I agree with Douglas, I don’t know how they justify what they earn??? I sincerely hope they look closely at what they pay their employees. I sincerely hope they also think about how to use their money and wealth to make SA a better place!
Vote 14
Absolutely, couldn’t agree with you more
Vote 5
These people, if we were to take their total packages, they’d fund 22 900 minimum wage jobs.
+-R962 million divided by R42 000 (R3500 * 12).
People are in the streets fighting for R20.00 per hour.
Vote 6
these figues are truly obscene. No employee is worth that. In the case of an entrepreneur who has started and created a business fair enough. Most of those executives could probably be replaced quite easily. Perhaps its time for a supertax on any income above say R20 million. I suspect many of those listed also have clever tax experts minimising their tax bills as well. The massive disparity between the top and bottom of the pile is a revolution in the making,
Vote 8
I agree with you wholeheartedly. But in practice all these money&power hungry individuals would do is cry foul and demand even more to make up for the effect of this super-tax on their take-home pay. So effectively the following would happen:
1. Exec pay rises to accommodate super-tax
2. Shareholders complain that the increase erodes their returns
3. Banks increase fees to keep shareholders happy
4. You and I suffer the price increase
Beautiful story, isn’t it?
Vote 4
Disgusting!
Vote 5
Hilton:
disingenuous
ˌdɪsɪnˈdʒɛnjʊəs/
adjective
adjective: disingenuous
not candid or sincere, typically by pretending that one knows less about something than one really does.
“this journalist was being somewhat disingenuous as well as cynical”

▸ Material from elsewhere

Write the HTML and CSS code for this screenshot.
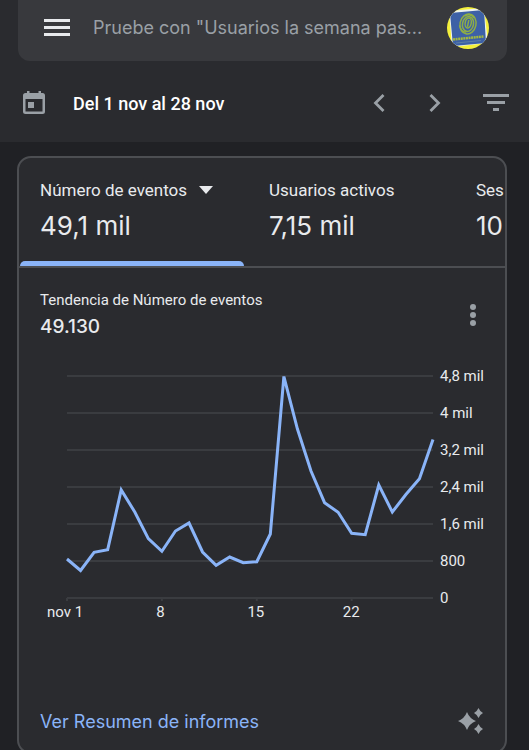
FILE: index.html
```html
<!DOCTYPE html>
<html lang="es">
<head>
<meta charset="utf-8">
<meta name="viewport" content="width=device-width, initial-scale=1">
<title>Resumen</title>
<link rel="stylesheet" href="styles.css">
</head>
<body>
<header class="header">
  <div class="search">
    <button class="icon-button" type="button" aria-label="Menú">
      <svg width="26" height="18" viewBox="0 0 26 18" fill="#e8eaed"><path d="M0 0h26v3H0zM0 7h26v3H0zM0 14h26v3H0z"/></svg>
    </button>
    <input class="search-input" type="text" aria-label="Buscar" placeholder="Pruebe con &quot;Usuarios la semana pas...">
    <button class="icon-button" type="button" aria-label="Cuenta">
      <svg width="42" height="42" viewBox="0 0 42 42">
        <defs><clipPath id="round"><circle cx="21" cy="21" r="21"/></clipPath></defs>
        <g clip-path="url(#round)">
          <path fill="#f4f03c" d="M0 0h42v42H0z"/>
          <path fill="#eef3ee" d="M2 4l35-3 4 35-36 4z"/>
          <path fill="#3d61a6" d="M3 6l34-3 2 33-33 3z"/>
          <g fill="none" stroke="#8fae45" stroke-width="1.500" transform="rotate(12 21 17)">
            <ellipse cx="21" cy="17" rx="8" ry="10"/>
            <ellipse cx="21" cy="17" rx="5.500" ry="7.500"/>
            <ellipse cx="21" cy="16" rx="3" ry="5"/>
            <path d="M21 13v7M13 20q3 7 8 5M16 10q5-5 10 0"/>
          </g>
          <path d="M6 32.500l31-3" stroke="#a3b93f" stroke-width="2.500" stroke-dasharray="2 .6"/>
          <path d="M9 36l25-2.500" stroke="#5d80a4" stroke-width="1"/>
        </g>
      </svg>
    </button>
  </div>
  <div class="dates">
    <svg width="22" height="24" viewBox="0 0 22 24" fill="#9aa0a6"><path fill-rule="evenodd" d="M4 0h2.500v2h9V0H18v2h1.500A2.500 2.500 0 0 1 22 4.500v16a2.500 2.500 0 0 1-2.500 2.500h-17A2.500 2.500 0 0 1 0 20.500v-16A2.500 2.500 0 0 1 2.500 2H4zM2.500 8v12.500h17V8z"/><path d="M5 11h6v6H5z"/></svg>
    <span class="range">Del 1 nov al 28 nov</span>
    <button class="icon-button" type="button" aria-label="Periodo anterior">
      <svg width="12" height="18" viewBox="0 0 12 18" fill="none" stroke="#9aa0a6" stroke-width="2.800"><path d="M10.500 1L2.500 9l8 8"/></svg>
    </button>
    <button class="icon-button next" type="button" aria-label="Periodo siguiente">
      <svg width="12" height="18" viewBox="0 0 12 18" fill="none" stroke="#9aa0a6" stroke-width="2.800"><path d="M1.500 1l8 8-8 8"/></svg>
    </button>
    <button class="icon-button filter" type="button" aria-label="Filtrar">
      <svg width="26" height="18" viewBox="0 0 26 18" fill="#9aa0a6"><path d="M0 0h26v3H0zM4 7h18v3H4zM10 14h6v3h-6z"/></svg>
    </button>
  </div>
</header>
<main class="main">
  <section class="card">
    <div class="metrics">
      <button class="metric selected" type="button">
        <span class="metric-name">Número de eventos
          <svg width="14" height="8" viewBox="0 0 14 8" fill="#e8eaed"><path d="M0 0h14L7 8z"/></svg>
        </span>
        <span class="metric-value">49,1 mil</span>
      </button>
      <button class="metric" type="button">
        <span class="metric-name">Usuarios activos</span>
        <span class="metric-value">7,15 mil</span>
      </button>
      <button class="metric" type="button">
        <span class="metric-name">Ses</span>
        <span class="metric-value">10</span>
      </button>
    </div>
    <div class="trend">
      <div>
        <h2 class="trend-title">Tendencia de Número de eventos</h2>
        <p class="trend-value">49.130</p>
      </div>
      <button class="icon-button" type="button" aria-label="Más opciones">
        <svg width="6" height="24" viewBox="0 0 6 24" fill="#9aa0a6"><circle cx="3" cy="4" r="3"/><circle cx="3" cy="12" r="3"/><circle cx="3" cy="20" r="3"/></svg>
      </button>
    </div>
    <div class="chart">
      <svg class="plot" viewBox="0 0 270 222" preserveAspectRatio="none" role="img" aria-label="Número de eventos por día">
        <path class="grid" d="M0 0H270M0 37H270M0 74H270M0 111H270M0 148H270M0 185H270M0 222H270M0 222v3M70 222v3M140 222v3M210 222v3"/>
        <polyline class="line" points="0,183 10,194.500 20,176.300 30,173.700 40,114 50,136 60,162.700 70,175.300 80,155 90,147 100,176 110,189.300 120,181 130,186.700 140,185.700 150,158 160,.5 170,53 180,95 190,126.700 200,136.300 210,157.300 220,158.700 230,109 240,136 250,118.500 260,102.700 270,63.500"/>
      </svg>
      <div class="y-axis">
        <span>4,8 mil</span><span>4 mil</span><span>3,2 mil</span><span>2,4 mil</span><span>1,6 mil</span><span>800</span><span>0</span>
      </div>
      <div class="x-axis">
        <span>nov 1</span><span>8</span><span>15</span><span>22</span>
      </div>
    </div>
    <footer class="card-footer">
      <a class="link" href="#">Ver Resumen de informes</a>
      <button class="icon-button" type="button" aria-label="Estadísticas">
        <svg width="26" height="26" viewBox="0 0 26 26" fill="#9aa0a6"><path d="M9 4q2.500 6.500 9 9-6.500 2.500-9 9-2.500-6.500-9-9 6.500-2.500 9-9zM20.500 0q1.500 3.500 4.500 5-3 1.500-4.500 5-1.500-3.500-4.500-5 3-1.500 4.500-5zM20.500 16q1.500 3.500 4.500 5-3 1.500-4.500 5-1.500-3.500-4.500-5 3-1.500 4.500-5z"/></svg>
      </button>
    </footer>
  </section>
</main>
</body>
</html>
```
FILE: styles.css
```css
* {
  box-sizing: border-box;
}

body {
  margin: 0;
  height: 100vh;
  overflow: hidden;
  background: #202125;
  color: #e8eaed;
  font-family: Roboto, sans-serif;
  font-size: 17px;
}

svg {
  display: block;
  flex: none;
}

button {
  padding: 0;
  border: 0;
  background: none;
  color: inherit;
  font: inherit;
  text-align: left;
}

.icon-button {
  flex: none;
}

.header {
  height: 142px;
  padding: 0 22px 0 18px;
  background: #2a2b2f;
}

.search {
  display: flex;
  align-items: center;
  gap: 16px;
  height: 61px;
  padding: 0 18px 6px 26px;
  border-radius: 0 0 12px 12px;
  background: #38393d;
}

.search-input {
  flex: 1;
  min-width: 0;
  padding: 0 0 0 7px;
  border: 0;
  outline: 0;
  background: none;
  color: #e8eaed;
  font-family: Inter, sans-serif;
  font-size: 18px;
}

.search-input::placeholder {
  color: #9aa0a6;
  opacity: 1;
}

.dates {
  display: flex;
  align-items: center;
  height: 84px;
  padding-left: 5px;
}

.range {
  flex: 1;
  padding-left: 28px;
  color: #fff;
  font-size: 18px;
  font-weight: 500;
}

.next {
  margin-left: 44px;
}

.filter {
  margin: 0 -2px 0 42px;
}

.main {
  padding: 14px 22px 0 17px;
}

.card {
  overflow: hidden;
  border: 2px solid #4c4e52;
  border-radius: 14px;
  background: #2a2b2f;
}

.metrics {
  display: flex;
  height: 110px;
  overflow: hidden;
  border-bottom: 2px solid #4c4e52;
}

.metric {
  position: relative;
  flex: none;
  display: flex;
  flex-direction: column;
  gap: 8px;
  width: 207px;
  padding: 22px 21px 0;
}

.metric.selected {
  width: 229px;
}

.metric.selected::after {
  content: "";
  position: absolute;
  right: 4px;
  bottom: 0;
  left: 1px;
  height: 5px;
  border-radius: 5px 5px 0 0;
  background: #8ab4f8;
}

.metric-name {
  display: flex;
  align-items: center;
  gap: 12px;
  line-height: 20px;
}

.metric-value {
  font-family: Inter, sans-serif;
  font-size: 26px;
  line-height: 36px;
}

.trend {
  display: flex;
  align-items: center;
  justify-content: space-between;
  padding: 20px 29px 0 21px;
}

.trend-title {
  margin: 0;
  font-size: 15px;
  font-weight: 400;
  line-height: 24px;
}

.trend-value {
  margin: 0;
  font-family: Inter, sans-serif;
  font-size: 19px;
  font-weight: 500;
  line-height: 30px;
}

.chart {
  display: grid;
  grid-template-columns: 1fr 67px;
  row-gap: 4px;
  padding: 34px 5px 0 48px;
  font-size: 15px;
}

.plot {
  width: 100%;
  height: 222px;
  overflow: visible;
}

.grid,
.line {
  fill: none;
  vector-effect: non-scaling-stroke;
}

.grid {
  stroke: #3a3c40;
  stroke-width: 2px;
}

.line {
  stroke: #8ab4f8;
  stroke-width: 3px;
}

.y-axis {
  display: flex;
  flex-direction: column;
  justify-content: space-between;
  height: 238px;
  margin: -8px 0;
  padding-left: 7px;
  line-height: 16px;
}

.x-axis {
  display: grid;
  grid-template-columns: 7fr 7fr 7fr 6fr;
  margin-left: -2px;
  line-height: 20px;
}

.x-axis span {
  display: flex;
  justify-content: center;
  width: 0;
  white-space: nowrap;
}

.card-footer {
  display: flex;
  align-items: center;
  justify-content: space-between;
  padding: 86px 21px 18px;
}

.link {
  color: #8ab4f8;
  font-family: Inter, sans-serif;
  font-size: 18px;
  text-decoration: none;
}
```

synonyms: dishonest, deceitful, underhand, underhanded, duplicitous, double-dealing, two-faced, dissembling, insincere, false, lying, untruthful, mendacious;
Vote 1
I say well done to them. Whether it is justified or not, this is what these positions pay. If I could get into one of these positions instead of grinding away as a small business owner, i would.
Vote 1
Compared to the top 5 state capturers these figures are petty cash.